**Job:** Pick out each line of the records in which the word "this" appears.
[START Data]
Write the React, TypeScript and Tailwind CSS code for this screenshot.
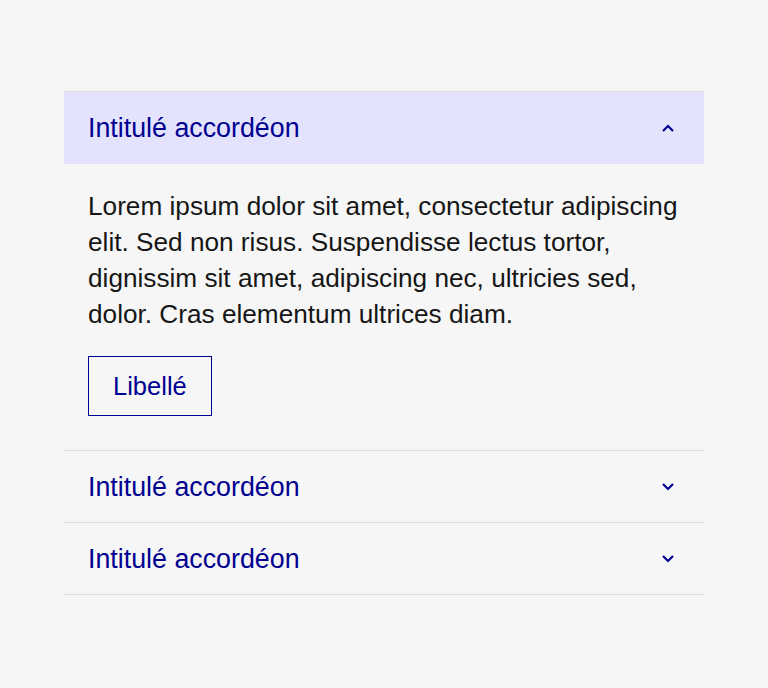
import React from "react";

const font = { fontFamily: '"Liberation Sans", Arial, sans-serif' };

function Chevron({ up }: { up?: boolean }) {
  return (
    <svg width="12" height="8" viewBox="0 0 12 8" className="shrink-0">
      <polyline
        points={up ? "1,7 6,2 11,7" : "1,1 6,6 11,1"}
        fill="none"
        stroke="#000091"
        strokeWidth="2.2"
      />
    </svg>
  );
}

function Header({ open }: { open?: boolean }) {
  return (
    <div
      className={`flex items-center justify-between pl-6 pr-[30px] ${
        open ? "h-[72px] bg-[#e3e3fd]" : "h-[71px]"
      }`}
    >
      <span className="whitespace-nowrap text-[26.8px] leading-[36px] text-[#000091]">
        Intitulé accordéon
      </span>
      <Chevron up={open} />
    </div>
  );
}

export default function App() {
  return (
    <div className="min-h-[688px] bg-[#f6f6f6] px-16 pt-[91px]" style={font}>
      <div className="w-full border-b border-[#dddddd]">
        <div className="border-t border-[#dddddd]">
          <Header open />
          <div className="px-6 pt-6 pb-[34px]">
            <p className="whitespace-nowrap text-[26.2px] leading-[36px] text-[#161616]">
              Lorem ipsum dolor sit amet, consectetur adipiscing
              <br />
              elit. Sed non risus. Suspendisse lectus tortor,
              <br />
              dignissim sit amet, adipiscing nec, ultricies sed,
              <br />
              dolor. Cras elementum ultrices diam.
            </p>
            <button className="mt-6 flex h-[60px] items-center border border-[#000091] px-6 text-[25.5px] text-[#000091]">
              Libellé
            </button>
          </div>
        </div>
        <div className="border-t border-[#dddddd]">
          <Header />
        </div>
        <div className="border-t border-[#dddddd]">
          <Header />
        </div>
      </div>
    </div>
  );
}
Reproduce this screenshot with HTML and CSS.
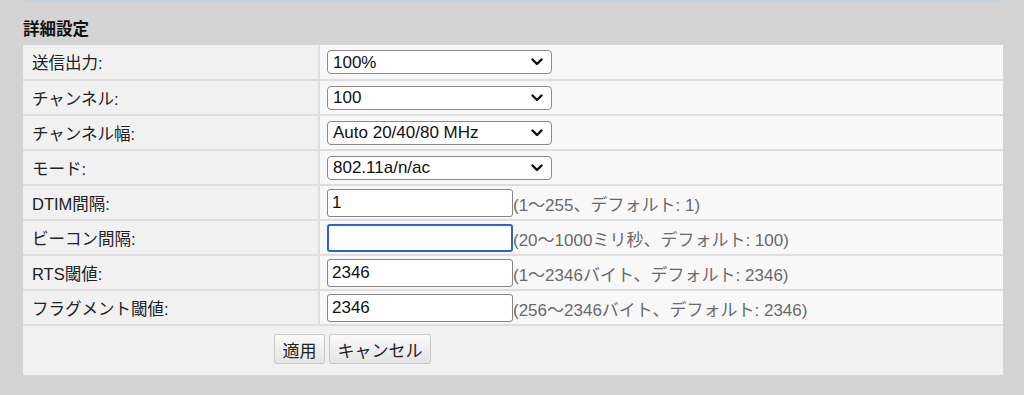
[END Data]
**Output:**
Write the React, TypeScript and Tailwind CSS code for this screenshot.
Reproduce this screenshot with HTML and CSS.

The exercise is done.